1977 hit Smokey and the Bandit now finds itself among the recipients of a film-tribute documentary, the recent non-fiction trend blatantly cashing in on pop culture nostalgia. Some of these films play as intense fan-made love letters (Raiders!), others are more experimental and ambitious (Room 237), though most take the more conventional oral history route (Back in Time). The starting point for these documentaries is the idea that the film in question is so great a cultural object that a documentary about its making or reception is worth more than just an appearance on a special edition DVD.1 Jesse Moss’ The Bandit isn’t quite an oral history of the making of Hal Needham’s directorial debut, though that is what it most resembles, featuring interviews with crew members, Needham and star Burt Reynolds. What really sets the film apart from other behind-the-scenes documentaries is its use of archival footage, a significant portion of which comes from Reynolds’ personal archive. Enlisting footage researcher Rich Remsberg, whose background is in serialised television documentary, Moss is able to draw from old television interviews, stuntman demonstration tapes, The Twilight Zone and even the ill-fated 1974 Burt Reynolds Late Show. As a result, the film name-checked in Moss’ title isn’t really the focus at all, but a central point from which other stories spring out. Tales of production woes are told, of course, but they pale in comparison to the decades-spanning stories of the film’s director and star. This is all to say that The Bandit is really about Burt Reynolds wanting to be a stuntman and Hal Needham wanting to be a famous actor, and how those ambitions are reflected in their respective career choices. That’s a much harder elevator pitch than “it’s a documentary about Smokey and the Bandit,” though.
What makes Needham’s film good fodder for a more typical, nostalgia-driven film-tribute documentary is pretty clear: it’s a filmmaking fairytale. Needham was Burt Reynolds’ long-time stuntman and medium-time roommate who wanted to be a director, so he wrote a script and shopped it around, always with the condition that he were at the helm.2 The star power of Reynolds (not to mention his enduring and recurring “good ol’ boy” personas) improbably got Smokey greenlit at Universal, though the studio were anything but prepared for the film to become a box-office smash. The world premiere was held in New York’s Radio City Music Hall; calling the reception there cold is an understatement. When the film went to the South, though, it became a sensation, its freedom fighting protagonist (including the freedom to drink Coors beer in a state where it was prohibited, of course) became an icon, and the story of the film became that of its financial success: the little guy fighting the establishment (it was the second highest grossing film of the year, after Star Wars).

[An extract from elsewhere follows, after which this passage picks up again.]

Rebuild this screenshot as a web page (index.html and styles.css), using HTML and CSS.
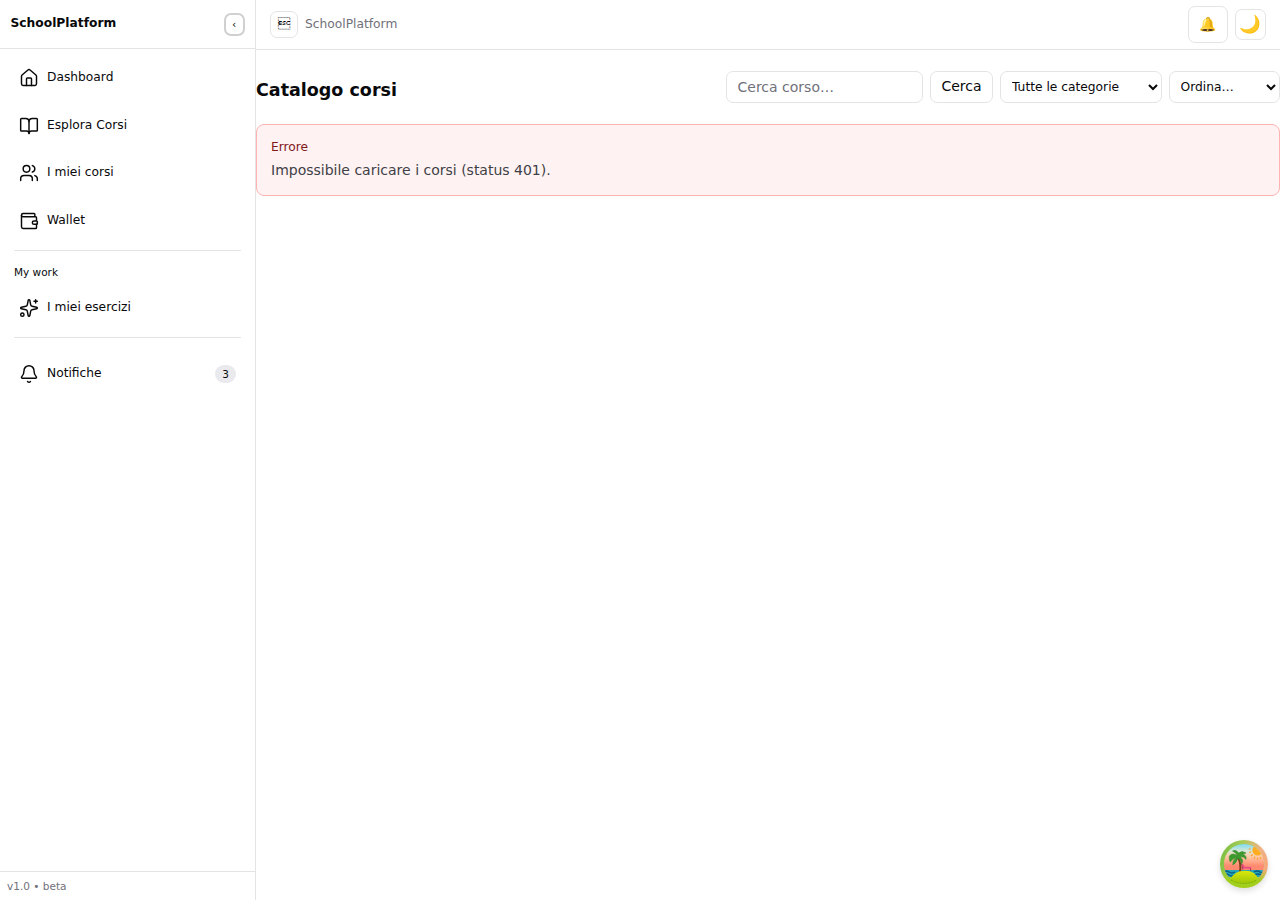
FILE: index.html
```html
<!DOCTYPE html>
<html lang="it">
<head>
<meta charset="utf-8">
<title>SchoolPlatform</title>
<link rel="stylesheet" href="styles.css">
</head>
<body>
<div class="app">
  <aside class="sidebar">
    <div class="brand"><span class="brand-name">SchoolPlatform</span><button class="collapse">‹</button></div>
    <nav class="nav">
      <a class="item"><svg class="icon" viewBox="0 0 24 24"><path d="M15 21v-8a1 1 0 0 0-1-1h-4a1 1 0 0 0-1 1v8"/><path d="M3 10a2 2 0 0 1 .709-1.528l7-5.999a2 2 0 0 1 2.582 0l7 5.999A2 2 0 0 1 21 10v9a2 2 0 0 1-2 2H5a2 2 0 0 1-2-2z"/></svg><span class="label">Dashboard</span></a>
      <a class="item"><svg class="icon" viewBox="0 0 24 24"><path d="M12 7v14"/><path d="M3 18a1 1 0 0 1-1-1V4a1 1 0 0 1 1-1h5a4 4 0 0 1 4 4 4 4 0 0 1 4-4h5a1 1 0 0 1 1 1v13a1 1 0 0 1-1 1h-6a3 3 0 0 0-3 3 3 3 0 0 0-3-3z"/></svg><span class="label">Esplora Corsi</span></a>
      <a class="item"><svg class="icon" viewBox="0 0 24 24"><path d="M16 21v-2a4 4 0 0 0-4-4H6a4 4 0 0 0-4 4v2"/><path d="M16 3.128a4 4 0 0 1 0 7.744"/><path d="M22 21v-2a4 4 0 0 0-3-3.87"/><circle cx="9" cy="7" r="4"/></svg><span class="label">I miei corsi</span></a>
      <a class="item"><svg class="icon" viewBox="0 0 24 24"><path d="M19 7V4a1 1 0 0 0-1-1H5a2 2 0 0 0 0 4h15a1 1 0 0 1 1 1v4h-3a2 2 0 0 0 0 4h3a1 1 0 0 0 1-1v-2a1 1 0 0 0-1-1"/><path d="M3 5v14a2 2 0 0 0 2 2h15a1 1 0 0 0 1-1v-4"/></svg><span class="label">Wallet</span></a>
    </nav>
    <div class="divider"></div>
    <div class="section">My work</div>
    <nav class="nav work">
      <a class="item"><svg class="icon" viewBox="0 0 24 24"><path d="M11.017 2.814a1 1 0 0 1 1.966 0l1.051 5.558a2 2 0 0 0 1.594 1.594l5.558 1.051a1 1 0 0 1 0 1.966l-5.558 1.051a2 2 0 0 0-1.594 1.594l-1.051 5.558a1 1 0 0 1-1.966 0l-1.051-5.558a2 2 0 0 0-1.594-1.594l-5.558-1.051a1 1 0 0 1 0-1.966l5.558-1.051a2 2 0 0 0 1.594-1.594z"/><path d="M20 2v4"/><path d="M22 4h-4"/><circle cx="4" cy="20" r="2"/></svg><span class="label">I miei esercizi</span></a>
    </nav>
    <div class="divider"></div>
    <nav class="nav last">
      <a class="item"><svg class="icon" viewBox="0 0 24 24"><path d="M10.268 21a2 2 0 0 0 3.464 0"/><path d="M3.262 15.326A1 1 0 0 0 4 17h16a1 1 0 0 0 .74-1.673C19.41 13.956 18 12.499 18 8A6 6 0 0 0 6 8c0 4.499-1.411 5.956-2.738 7.326"/></svg><span class="label">Notifiche</span><span class="count">3</span></a>
    </nav>
    <footer class="version">v1.0 • beta</footer>
  </aside>
  <div class="content">
    <header class="topbar">
      <button class="menu">&#27;</button>
      <span class="crumb">SchoolPlatform</span>
      <button class="bell">🔔</button>
      <button class="theme">🌙</button>
    </header>
    <main>
      <div class="tools">
        <h1 class="title">Catalogo corsi</h1>
        <input class="field search" placeholder="Cerca corso…">
        <button class="field submit">Cerca</button>
        <select class="field category"><option>Tutte le categorie</option></select>
        <select class="field sort"><option>Ordina…</option></select>
      </div>
      <section class="alert"><div class="alert-title">Errore</div><p class="alert-text">Impossibile caricare i corsi (status 401).</p></section>
    </main>
  </div>
</div>
<button class="island" aria-label="Strumenti">
  <svg viewBox="0 0 48 48" width="48" height="48">
    <defs>
      <linearGradient id="ring" x1="0" y1="0.35" x2="1" y2="0.6"><stop offset="0" stop-color="#7cc043"/><stop offset=".35" stop-color="#a5cc55"/><stop offset=".75" stop-color="#eeb483"/><stop offset="1" stop-color="#f4a67c"/></linearGradient>
      <linearGradient id="base" x1="0" y1="0" x2="0" y2="1"><stop offset=".6" stop-color="#a0cf25" stop-opacity="0"/><stop offset=".85" stop-color="#a0d01c"/></linearGradient>
      <linearGradient id="sky" x1="0" y1="0" x2="0" y2="1"><stop offset=".08" stop-color="#70d8f5"/><stop offset=".3" stop-color="#d8e8d5"/><stop offset=".45" stop-color="#ffc9a4"/><stop offset=".7" stop-color="#ff8a70"/></linearGradient>
      <linearGradient id="sand" x1="0" y1="0" x2="0" y2="1"><stop offset="0" stop-color="#dce80a"/><stop offset="1" stop-color="#9cc70a"/></linearGradient>
      <clipPath id="scene"><circle cx="24" cy="24" r="20"/></clipPath>
    </defs>
    <circle cx="24" cy="24" r="24" fill="url(#ring)"/><circle cx="24" cy="24" r="24" fill="url(#base)"/>
    <g clip-path="url(#scene)">
      <path fill="url(#sky)" d="M0 0h48v37H0z"/>
      <circle cx="37.7" cy="10.3" r="5.3" fill="#ffac20"/>
      <path d="M28.7 9h2M29.2 12.5l2-.7M31 16l1.6-1.5M34 18.7l.9-2M37.6 19.8v-2M41 19l-.6-1.8" stroke="#ff9d24" stroke-width="1.1"/>
      <path fill="#25a5b8" d="M3 30h42v7H3z"/>
      <path d="M3 32q3-2 6 0t6 0M34 32q3-2 6 0t6 0M3 35q3-2 6 0t6 0M35 35q3-2 6 0t6 0" fill="none" stroke="#075f85" stroke-width="1.3"/>
      <path d="M17.5 17q4 6 2.5 15" fill="none" stroke="#803c16" stroke-width="2"/>
      <path d="M22 24l1 5.5M30.5 30.5v-2.2" fill="none" stroke="#a02b50" stroke-width="1"/>
      <path d="M22.2 24.6l2.2 2.9 6.8.3" fill="none" stroke="#e84c8a" stroke-width="1.8"/>
      <path d="M10.5 39.5Q14 30.7 25 30.7T38 39.5Q32 43.3 24.5 43.3T10.5 39.5z" fill="url(#sand)"/>
    </g>
    <path transform="translate(.7 -1)" d="M17 17q-5-4-8.4 0-.4 4 1 6 2.5-4 7-4.5-5 2-4.5 7.5 4-2 5-7 4 3 3.7 6.5 3-4.5-1.5-7.5 4-1 6 2.5 1-4.5-4-5.5 2 0 4-1-4-3-7.5 0-2-4-6-2 3 1 5.2 5z" fill="#3d9b2d" stroke="#2e852f" stroke-width=".5"/>
    <path d="M11 40q13 7 26 0" fill="none" stroke="#6f9b00" stroke-width=".7" stroke-dasharray="2 1"/>
  </svg>
</button>
</body>
</html>
```

FILE: styles.css
```css
* { box-sizing: border-box; }
html { font-size: 14px; }
body { margin: 0; background: #fff; color: #09090b; font-family: "DejaVu Sans", sans-serif; line-height: 1.5; }
button, input, select { font: inherit; color: inherit; background: #fff; margin: 0; }
.app { display: flex; height: 100vh; }
.sidebar { width: 256px; flex: none; display: flex; flex-direction: column; border-right: 1px solid #e4e4e7; }
.brand { height: 49px; display: flex; align-items: center; justify-content: space-between; padding: 0 10.5px; border-bottom: 1px solid #e4e4e7; }
.brand-name { font-size: 12.25px; font-weight: 700; line-height: 17.5px; padding-bottom: 1px; }
.collapse { width: 21px; height: 23px; padding: 0; border: 2px solid #d0d0d0; border-radius: 7px; font-size: 10.5px; line-height: 14px; }
.nav { display: flex; flex-direction: column; gap: 3.5px; padding: 7px 14px; }
.item { height: 44.1px; display: flex; align-items: center; padding: 0 5px; }
.icon { width: 20px; height: 20px; margin-right: 8px; fill: none; stroke: currentColor; stroke-width: 1.75; stroke-linecap: round; stroke-linejoin: round; }
.label { font-size: 12.25px; line-height: 17.5px; }
.divider { height: 1px; flex: none; margin: 0 14px; background: #e4e4e7; }
.section { padding: 14px 14px 0; font-size: 10.5px; line-height: 14px; }
.work { padding-top: 7px; }
.last { padding-top: 14px; }
.count { margin-left: auto; width: 21px; height: 17.5px; border-radius: 9px; background: #e9e9ee; font-size: 10.5px; line-height: 18px; text-align: center; }
.version { margin-top: auto; height: 29px; padding: 7px; border-top: 1px solid #e4e4e7; color: #71717a; font-size: 10.5px; line-height: 14px; }
.content { flex: 1; min-width: 0; }
.topbar { height: 50px; display: flex; align-items: center; padding: 0 14px; border-bottom: 1px solid #e4e4e7; }
.menu, .bell, .theme { border: 1px solid #e4e4e7; border-radius: 7px; padding: 0; }
.menu { width: 28px; height: 27px; font-size: 12.25px; line-height: 21px; }
.crumb { margin-left: 7px; margin-right: auto; color: #71717a; font-size: 12.25px; line-height: 17.5px; }
.bell { width: 40px; height: 37px; font-size: 14px; padding-right: 2px; }
.theme { width: 31px; height: 31px; margin-left: 7px; font-size: 17.5px; line-height: 24px; padding: 0 2px 2px 0; }
.tools { display: flex; gap: 7px; padding-top: 21px; height: 74px; }
.title { margin: 5px auto 0 0; font-size: 17.5px; line-height: 28px; font-weight: 700; }
.field { height: 32px; border: 1px solid #e4e4e7; border-radius: 7px; padding: 0 10.5px; }
.search { width: 197px; }
.search::placeholder { color: #71717a; }
.submit { width: 63px; padding: 0 0 1px; }
.category, .sort { font-size: 12.25px; padding: 0 0 0 7px; }
.category { width: 162px; }
.sort { width: 111px; padding-left: 6.5px; }
.alert { height: 72px; padding: 14px 14px 13px; border: 1px solid #ffb3b3; border-radius: 8px; background: #fef2f2; }
.alert-title { color: #82181a; font-size: 12.25px; line-height: 17.5px; }
.alert-text { margin: 3px 0 0; color: #3f3f46; line-height: 21px; }
.island { position: fixed; right: 12px; bottom: 12px; width: 48px; height: 48px; padding: 0; border: 0; border-radius: 50%; box-shadow: 0 3px 6px #0002; }
.island svg { display: block; }
```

Though The Bandit might seem an odd change of pace for Moss, whose last feature was the gripping North Dakota-set vérité doc The Overnighters, he’s no stranger to spectacle. His 2004 documentary Speedo followed a group of demolition derby drivers in New Jersey, and 2008’s Full Battle Rattle was a darkly comic look at US Army combat exercises that brought in Afghan-Americans to roleplay as insurgents in the Mojave Desert. What is unusual for Moss is that The Bandit was financed by Country Music Television, whose muscle got a lot of the old footage licensing cleared but whose influence is strongly felt late in the film, as Moss looks at the initial release of Smokey and its subsequent legacy.3 Moss told Filmmaker Magazine that the exploration of the legacy of Smokey “wasn’t a documentary that I was particularly interested in,” which makes sense since reflecting on the eventual legacy of the film forms some of the documentary’s least compelling material; at one point, country musician Toby Keith gets some screentime to let us know that Smokey and the Bandit is “not a B-movie, it’s A++”.
The film’s more interesting elements are its digressive stories. Deftly cut together by Aaron Wickenden, The Bandit muses on the public perception of stuntmen, the iconography of trucker culture and Hal Needham’s failed line of action figurines with equal amounts of fascination. The archival footage is complemented with mostly amusing talking head interviews, with an erudite and playfully immodest Paul Williams a highlight.4 Though the film manages to make older interview footage with the late Needham fit alongside Reynolds in the present day, there is still a pervasive absence in this aspect of the film, though one that is very much gendered. The only woman to be interviewed in The Bandit is Linda McClure, who played Waynette in Smokey; the presence of Sally Field and her stuntwoman, Janet Brady, might have tempered the sense that this film is as much for as about those good ol’ boys.
The focus on male friendship, though, does drive a lot of the film—it even ends by leaning on the enduring friendship between Reynolds and the late Needham. Whilst that acts as a neat conclusion, it’s their separate legacies that are ultimately more interesting. Moss seems to, on some level, acknowledge this; only a final titlecard tells us anything about the pair’s post-Smokey working relationship, which failed to replicate the flash-in-the-pan success of their breakout hit. In this restricted timeline, though, Moss presents the history of Needham as being just as worth our attention and admiration as that of his former roommate and Hollywood icon. It’s not quite bootlegging but it’s a tall order, efficiently filled.